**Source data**
-----
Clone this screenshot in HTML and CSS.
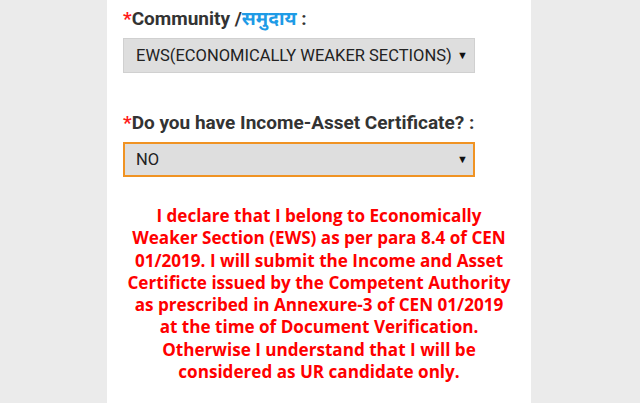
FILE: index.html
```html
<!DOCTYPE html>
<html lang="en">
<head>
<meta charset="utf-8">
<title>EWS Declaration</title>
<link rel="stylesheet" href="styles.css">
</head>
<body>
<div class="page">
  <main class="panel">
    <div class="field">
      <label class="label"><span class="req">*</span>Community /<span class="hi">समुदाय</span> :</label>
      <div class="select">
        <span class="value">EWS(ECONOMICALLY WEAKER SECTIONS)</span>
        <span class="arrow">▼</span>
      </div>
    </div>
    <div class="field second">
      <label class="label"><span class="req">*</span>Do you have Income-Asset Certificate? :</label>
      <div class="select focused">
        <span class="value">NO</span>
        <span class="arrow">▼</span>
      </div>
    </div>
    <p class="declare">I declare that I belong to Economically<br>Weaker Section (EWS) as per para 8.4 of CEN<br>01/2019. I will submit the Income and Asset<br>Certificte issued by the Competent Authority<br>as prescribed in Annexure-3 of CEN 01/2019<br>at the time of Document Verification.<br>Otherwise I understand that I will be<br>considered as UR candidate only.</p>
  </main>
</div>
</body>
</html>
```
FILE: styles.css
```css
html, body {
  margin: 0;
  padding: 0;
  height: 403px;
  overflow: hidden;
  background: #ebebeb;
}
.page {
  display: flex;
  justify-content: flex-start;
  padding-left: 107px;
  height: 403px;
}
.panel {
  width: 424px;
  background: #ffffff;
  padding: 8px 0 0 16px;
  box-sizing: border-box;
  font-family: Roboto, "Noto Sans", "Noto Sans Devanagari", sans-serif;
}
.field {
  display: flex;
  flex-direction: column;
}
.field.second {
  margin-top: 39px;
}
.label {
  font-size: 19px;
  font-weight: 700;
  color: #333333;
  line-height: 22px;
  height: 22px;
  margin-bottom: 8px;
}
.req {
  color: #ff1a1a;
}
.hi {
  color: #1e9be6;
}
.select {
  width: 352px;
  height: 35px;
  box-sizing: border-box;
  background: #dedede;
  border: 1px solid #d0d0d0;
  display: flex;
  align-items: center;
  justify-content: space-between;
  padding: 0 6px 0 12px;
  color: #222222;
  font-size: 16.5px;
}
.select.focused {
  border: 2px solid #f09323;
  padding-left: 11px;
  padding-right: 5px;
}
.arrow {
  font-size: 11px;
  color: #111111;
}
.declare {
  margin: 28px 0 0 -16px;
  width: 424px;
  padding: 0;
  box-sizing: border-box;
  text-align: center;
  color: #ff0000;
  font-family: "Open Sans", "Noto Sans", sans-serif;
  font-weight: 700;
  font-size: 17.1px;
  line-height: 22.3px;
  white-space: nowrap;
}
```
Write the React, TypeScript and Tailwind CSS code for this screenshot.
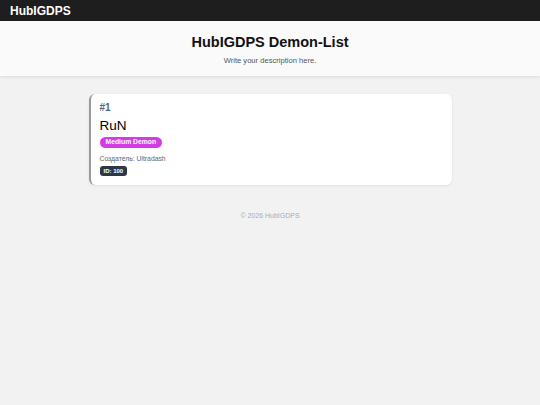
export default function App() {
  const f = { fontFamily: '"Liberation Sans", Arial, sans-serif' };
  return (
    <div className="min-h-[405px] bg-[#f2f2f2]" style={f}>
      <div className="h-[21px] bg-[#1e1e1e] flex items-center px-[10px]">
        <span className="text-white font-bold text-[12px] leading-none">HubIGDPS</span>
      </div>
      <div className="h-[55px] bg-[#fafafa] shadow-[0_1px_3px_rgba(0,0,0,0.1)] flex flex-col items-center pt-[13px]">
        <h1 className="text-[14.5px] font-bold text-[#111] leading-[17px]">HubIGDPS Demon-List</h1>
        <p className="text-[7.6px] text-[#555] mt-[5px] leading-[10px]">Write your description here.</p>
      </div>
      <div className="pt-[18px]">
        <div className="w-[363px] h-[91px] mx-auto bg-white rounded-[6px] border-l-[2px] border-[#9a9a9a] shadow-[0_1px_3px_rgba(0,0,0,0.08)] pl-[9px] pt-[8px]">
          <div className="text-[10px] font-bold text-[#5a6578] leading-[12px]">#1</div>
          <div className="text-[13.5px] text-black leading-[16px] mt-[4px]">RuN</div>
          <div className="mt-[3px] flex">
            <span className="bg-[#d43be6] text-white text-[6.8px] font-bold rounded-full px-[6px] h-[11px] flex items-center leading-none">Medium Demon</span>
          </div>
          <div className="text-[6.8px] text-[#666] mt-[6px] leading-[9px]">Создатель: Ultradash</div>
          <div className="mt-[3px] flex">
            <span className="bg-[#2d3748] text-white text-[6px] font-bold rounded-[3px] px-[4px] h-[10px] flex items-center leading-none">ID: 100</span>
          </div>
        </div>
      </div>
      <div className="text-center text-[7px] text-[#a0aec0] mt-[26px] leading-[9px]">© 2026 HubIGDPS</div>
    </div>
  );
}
-----
**Task details**
Transcribe every record above exactly, leaving out the pictures.

**Exercise solution**
Clone this screenshot in HTML and CSS.
FILE: index.html
```html
<!DOCTYPE html>
<html lang="en">
<head>
<meta charset="utf-8">
<title>EWS Declaration</title>
<link rel="stylesheet" href="styles.css">
</head>
<body>
<div class="page">
  <main class="panel">
    <div class="field">
      <label class="label"><span class="req">*</span>Community /<span class="hi">समुदाय</span> :</label>
      <div class="select">
        <span class="value">EWS(ECONOMICALLY WEAKER SECTIONS)</span>
        <span class="arrow">▼</span>
      </div>
    </div>
    <div class="field second">
      <label class="label"><span class="req">*</span>Do you have Income-Asset Certificate? :</label>
      <div class="select focused">
        <span class="value">NO</span>
        <span class="arrow">▼</span>
      </div>
    </div>
    <p class="declare">I declare that I belong to Economically<br>Weaker Section (EWS) as per para 8.4 of CEN<br>01/2019. I will submit the Income and Asset<br>Certificte issued by the Competent Authority<br>as prescribed in Annexure-3 of CEN 01/2019<br>at the time of Document Verification.<br>Otherwise I understand that I will be<br>considered as UR candidate only.</p>
  </main>
</div>
</body>
</html>
```
FILE: styles.css
```css
html, body {
  margin: 0;
  padding: 0;
  height: 403px;
  overflow: hidden;
  background: #ebebeb;
}
.page {
  display: flex;
  justify-content: flex-start;
  padding-left: 107px;
  height: 403px;
}
.panel {
  width: 424px;
  background: #ffffff;
  padding: 8px 0 0 16px;
  box-sizing: border-box;
  font-family: Roboto, "Noto Sans", "Noto Sans Devanagari", sans-serif;
}
.field {
  display: flex;
  flex-direction: column;
}
.field.second {
  margin-top: 39px;
}
.label {
  font-size: 19px;
  font-weight: 700;
  color: #333333;
  line-height: 22px;
  height: 22px;
  margin-bottom: 8px;
}
.req {
  color: #ff1a1a;
}
.hi {
  color: #1e9be6;
}
.select {
  width: 352px;
  height: 35px;
  box-sizing: border-box;
  background: #dedede;
  border: 1px solid #d0d0d0;
  display: flex;
  align-items: center;
  justify-content: space-between;
  padding: 0 6px 0 12px;
  color: #222222;
  font-size: 16.5px;
}
.select.focused {
  border: 2px solid #f09323;
  padding-left: 11px;
  padding-right: 5px;
}
.arrow {
  font-size: 11px;
  color: #111111;
}
.declare {
  margin: 28px 0 0 -16px;
  width: 424px;
  padding: 0;
  box-sizing: border-box;
  text-align: center;
  color: #ff0000;
  font-family: "Open Sans", "Noto Sans", sans-serif;
  font-weight: 700;
  font-size: 17.1px;
  line-height: 22.3px;
  white-space: nowrap;
}
```
Write the React, TypeScript and Tailwind CSS code for this screenshot.
export default function App() {
  const f = { fontFamily: '"Liberation Sans", Arial, sans-serif' };
  return (
    <div className="min-h-[405px] bg-[#f2f2f2]" style={f}>
      <div className="h-[21px] bg-[#1e1e1e] flex items-center px-[10px]">
        <span className="text-white font-bold text-[12px] leading-none">HubIGDPS</span>
      </div>
      <div className="h-[55px] bg-[#fafafa] shadow-[0_1px_3px_rgba(0,0,0,0.1)] flex flex-col items-center pt-[13px]">
        <h1 className="text-[14.5px] font-bold text-[#111] leading-[17px]">HubIGDPS Demon-List</h1>
        <p className="text-[7.6px] text-[#555] mt-[5px] leading-[10px]">Write your description here.</p>
      </div>
      <div className="pt-[18px]">
        <div className="w-[363px] h-[91px] mx-auto bg-white rounded-[6px] border-l-[2px] border-[#9a9a9a] shadow-[0_1px_3px_rgba(0,0,0,0.08)] pl-[9px] pt-[8px]">
          <div className="text-[10px] font-bold text-[#5a6578] leading-[12px]">#1</div>
          <div className="text-[13.5px] text-black leading-[16px] mt-[4px]">RuN</div>
          <div className="mt-[3px] flex">
            <span className="bg-[#d43be6] text-white text-[6.8px] font-bold rounded-full px-[6px] h-[11px] flex items-center leading-none">Medium Demon</span>
          </div>
          <div className="text-[6.8px] text-[#666] mt-[6px] leading-[9px]">Создатель: Ultradash</div>
          <div className="mt-[3px] flex">
            <span className="bg-[#2d3748] text-white text-[6px] font-bold rounded-[3px] px-[4px] h-[10px] flex items-center leading-none">ID: 100</span>
          </div>
        </div>
      </div>
      <div className="text-center text-[7px] text-[#a0aec0] mt-[26px] leading-[9px]">© 2026 HubIGDPS</div>
    </div>
  );
}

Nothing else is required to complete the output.